Nissan to cut 9,000 jobs
Nissan Motor Corporation has announced plans to axe 9,000 jobs worldwide and cut its global production by 20 per cent in an effort to save ¥400 billion ($4.3b) in the current financial year.
The move was announced on November 7 as the Japanese carmaker announced its financial results for the six months to the end of September 2024 and revised its full-year outlook.
Nissan’s net revenue in the first half of the year fell by ¥79.1b, or 92.4 per cent, to ¥6b and its consolidated operating profit tumbled by ¥303.8b, or 89.2 per cent, to ¥32.9b.
Global sales for the six months were also down year-on-year to 1.6 million units.
The company now expects its operating profit for the fiscal year ending March 31, 2025, to be ¥150b, down from its previous forecast of ¥500b.

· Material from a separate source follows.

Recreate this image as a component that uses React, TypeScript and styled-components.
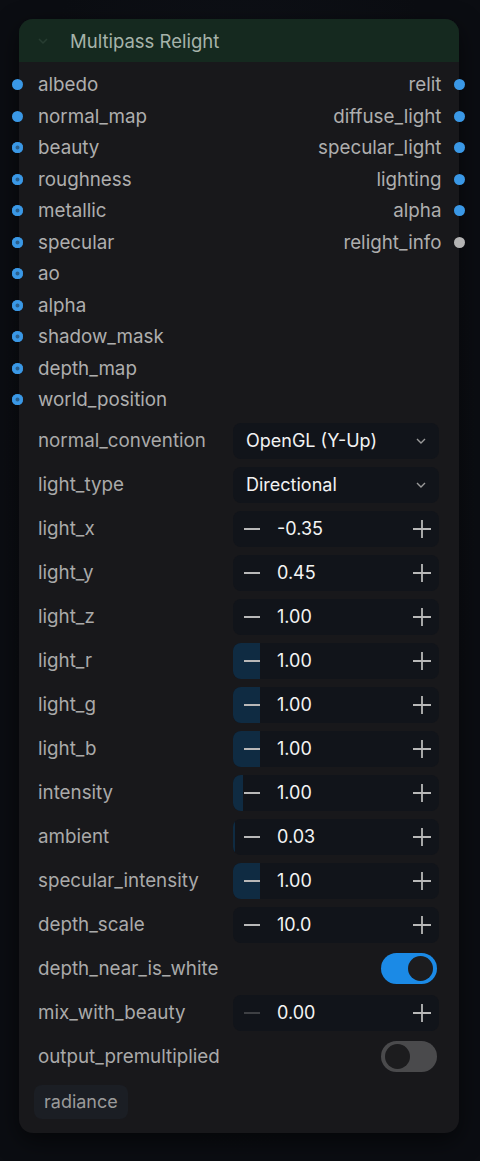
import React from "react";
import styled, { createGlobalStyle } from "styled-components";

const Global = createGlobalStyle`
  html, body { margin: 0; padding: 0; background: #0b0d12; }
  body { font-family: Inter, "Noto Sans", "Liberation Sans", sans-serif; }
  * { box-sizing: border-box; }
`;

const Page = styled.div`
  width: 480px;
  height: 1161px;
  padding: 19px 21px 0 19px;
  background: radial-gradient(ellipse at 50% 40%, #10131a 0%, #0b0d12 70%);
`;

const Card = styled.div`
  width: 440px;
  background: #18181b;
  border-radius: 14px;
  box-shadow: 0 8px 24px rgba(0, 0, 0, 0.55);
  padding-bottom: 14px;
`;

const Header = styled.div`
  height: 43px;
  background: #15291f;
  border-radius: 14px 14px 0 0;
  display: flex;
  align-items: center;
  padding-left: 18px;
  gap: 21px;
`;

const Collapse = styled.svg`
  width: 12px;
  height: 12px;
  opacity: 0.2;
`;

const Title = styled.div`
  color: #a6b3aa;
  font-size: 18.5px;
`;

const Slots = styled.div`
  display: grid;
  grid-template-columns: 1fr 1fr;
  padding-top: 7px;
`;

const Column = styled.div`
  display: flex;
  flex-direction: column;
`;

const SlotRow = styled.div<{ $out?: boolean }>`
  height: 31.5px;
  display: flex;
  align-items: center;
  justify-content: ${(p) => (p.$out ? "flex-end" : "flex-start")};
  gap: ${(p) => (p.$out ? "12.5px" : "15px")};
  margin-left: ${(p) => (p.$out ? "0" : "-7px")};
  margin-right: ${(p) => (p.$out ? "-6px" : "0")};
  color: #aeaeae;
  font-size: 18.8px;
  white-space: nowrap;
`;

const Dot = styled.span<{ $kind: "solid" | "optional" | "gray" }>`
  width: 11px;
  height: 11px;
  border-radius: 50%;
  flex: none;
  background: ${(p) => (p.$kind === "gray" ? "#b4b4b4" : "#3a98e6")};
  box-shadow: ${(p) =>
    p.$kind === "optional" ? "inset 0 0 0 3.5px #3a98e6, inset 0 0 0 6px #2a5f8d" : "none"};
`;

const Widgets = styled.div`
  display: flex;
  flex-direction: column;
  padding-top: 3px;
`;

const WidgetRow = styled.div`
  height: 44px;
  display: flex;
  align-items: center;
  justify-content: space-between;
  padding-left: 19px;
  padding-right: 20px;
`;

const Label = styled.div`
  color: #aaaaaa;
  font-size: 18.8px;
  white-space: nowrap;
`;

const Box = styled.div`
  position: relative;
  width: 206px;
  height: 36px;
  background: #11141a;
  border-radius: 8px;
  overflow: hidden;
  display: flex;
  align-items: center;
`;

const Fill = styled.div`
  position: absolute;
  left: 0;
  top: 0;
  bottom: 0;
  background: #0f2b42;
`;

const SelectText = styled.div`
  flex: 1;
  padding-left: 13px;
  color: #f2f2f2;
  font-size: 18px;
`;

const Chevron = styled.svg`
  width: 14px;
  height: 14px;
  margin-right: 11px;
`;

const StepBtn = styled.div<{ $dim?: boolean; $w: number }>`
  position: relative;
  width: ${(p) => p.$w}px;
  height: 36px;
  display: flex;
  align-items: center;
  justify-content: center;
  opacity: ${(p) => (p.$dim ? 0.3 : 1)};
`;

const Value = styled.div`
  position: relative;
  flex: 1;
  padding-left: 6px;
  color: #f4f4f4;
  font-size: 18px;
`;

const Toggle = styled.div<{ $on: boolean }>`
  width: 56px;
  height: 31px;
  border-radius: 16px;
  background: ${(p) => (p.$on ? "#1b8ae6" : "#4a4a4c")};
  display: flex;
  align-items: center;
  justify-content: ${(p) => (p.$on ? "flex-end" : "flex-start")};
  padding: 0 4px;
  margin-right: 2px;
`;

const Knob = styled.div`
  width: 25px;
  height: 25px;
  border-radius: 50%;
  background: #1c1c1e;
`;

const Footer = styled.div`
  padding: 6px 0 0 15px;
`;

const Chip = styled.div`
  display: inline-flex;
  align-items: center;
  height: 34px;
  padding: 0 10px;
  background: #1b1e24;
  border-radius: 8px;
  color: #9a9a9a;
  font-size: 18px;
`;

const Minus = () => (
  <svg width="18" height="18" viewBox="0 0 18 18">
    <path d="M1 9h16" stroke="#b8b8b8" strokeWidth="1.8" />
  </svg>
);

const Plus = () => (
  <svg width="20" height="20" viewBox="0 0 20 20">
    <path d="M1 10h18M10 1v18" stroke="#b8b8b8" strokeWidth="1.8" />
  </svg>
);

const inputs: [string, "solid" | "optional"][] = [
  ["albedo", "solid"],
  ["normal_map", "solid"],
  ["beauty", "optional"],
  ["roughness", "optional"],
  ["metallic", "optional"],
  ["specular", "optional"],
  ["ao", "optional"],
  ["alpha", "optional"],
  ["shadow_mask", "optional"],
  ["depth_map", "optional"],
  ["world_position", "optional"],
];

const outputs: [string, "solid" | "gray"][] = [
  ["relit", "solid"],
  ["diffuse_light", "solid"],
  ["specular_light", "solid"],
  ["lighting", "solid"],
  ["alpha", "solid"],
  ["relight_info", "gray"],
];

type W =
  | { kind: "select"; label: string; value: string }
  | { kind: "number"; label: string; value: string; fill: number; dim?: boolean }
  | { kind: "toggle"; label: string; on: boolean };

const widgets: W[] = [
  { kind: "select", label: "normal_convention", value: "OpenGL (Y-Up)" },
  { kind: "select", label: "light_type", value: "Directional" },
  { kind: "number", label: "light_x", value: "-0.35", fill: 0 },
  { kind: "number", label: "light_y", value: "0.45", fill: 0 },
  { kind: "number", label: "light_z", value: "1.00", fill: 0 },
  { kind: "number", label: "light_r", value: "1.00", fill: 27 },
  { kind: "number", label: "light_g", value: "1.00", fill: 27 },
  { kind: "number", label: "light_b", value: "1.00", fill: 27 },
  { kind: "number", label: "intensity", value: "1.00", fill: 10 },
  { kind: "number", label: "ambient", value: "0.03", fill: 2 },
  { kind: "number", label: "specular_intensity", value: "1.00", fill: 27 },
  { kind: "number", label: "depth_scale", value: "10.0", fill: 0 },
  { kind: "toggle", label: "depth_near_is_white", on: true },
  { kind: "number", label: "mix_with_beauty", value: "0.00", fill: 0, dim: true },
  { kind: "toggle", label: "output_premultiplied", on: false },
];

function Widget({ w }: { w: W }) {
  if (w.kind === "toggle") {
    return (
      <Toggle $on={w.on}>
        <Knob />
      </Toggle>
    );
  }
  if (w.kind === "select") {
    return (
      <Box>
        <SelectText>{w.value}</SelectText>
        <Chevron viewBox="0 0 14 14">
          <path d="M3 5l4 4 4-4" fill="none" stroke="#9a9a9a" strokeWidth="1.4" />
        </Chevron>
      </Box>
    );
  }
  return (
    <Box>
      {w.fill > 0 && <Fill style={{ width: w.fill }} />}
      <StepBtn $w={38} $dim={w.dim}>
        <Minus />
      </StepBtn>
      <Value>{w.value}</Value>
      <StepBtn $w={34}>
        <Plus />
      </StepBtn>
    </Box>
  );
}

export default function App() {
  return (
    <>
      <Global />
      <Page>
        <Card>
          <Header>
            <Collapse viewBox="0 0 12 12">
              <path d="M2 4l4 4 4-4" fill="none" stroke="#6f8a78" strokeWidth="1.5" />
            </Collapse>
            <Title>Multipass Relight</Title>
          </Header>
          <Slots>
            <Column>
              {inputs.map(([name, kind]) => (
                <SlotRow key={name}>
                  <Dot $kind={kind} />
                  {name}
                </SlotRow>
              ))}
            </Column>
            <Column>
              {outputs.map(([name, kind]) => (
                <SlotRow key={name} $out>
                  {name}
                  <Dot $kind={kind} />
                </SlotRow>
              ))}
            </Column>
          </Slots>
          <Widgets>
            {widgets.map((w) => (
              <WidgetRow key={w.label}>
                <Label>{w.label}</Label>
                <Widget w={w} />
              </WidgetRow>
            ))}
          </Widgets>
          <Footer>
            <Chip>radiance</Chip>
          </Footer>
        </Card>
      </Page>
    </>
  );
}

Nissan says it is facing a “severe situation” and is taking urgent measures to turnaround its performance and create a leaner, more resilient business capable of swiftly adapting to changes in the market.
While cutting its workforce and production levels, Nissan will also accelerate plans for the introduction of new energy vehicles in China, and plug-in hybrids and e-Power models in the US.
It also hopes to reduce vehicle development lead time to 30 months and enhance its collaborations with Renault Group, Mitsubishi Motors Corporation, and Honda Motor Co.
Makoto Uchida, Nissan president and chief executive officer, explains the measures do not mean the company is shrinking.
“Nissan will restructure its business to become leaner and more resilient, while also reorganising management to respond quickly and flexibly to changes in the business environment,” he adds.
“We aim to enhance the competitiveness of our products, which are fundamental to our success, and set Nissan back on a path of growth.”
To help save money, Uchida, pictured, will also voluntarily forfeit 50 per cent of his monthly compensation starting November 2024 and the other executive committee members will voluntarily take a pay reduction accordingly.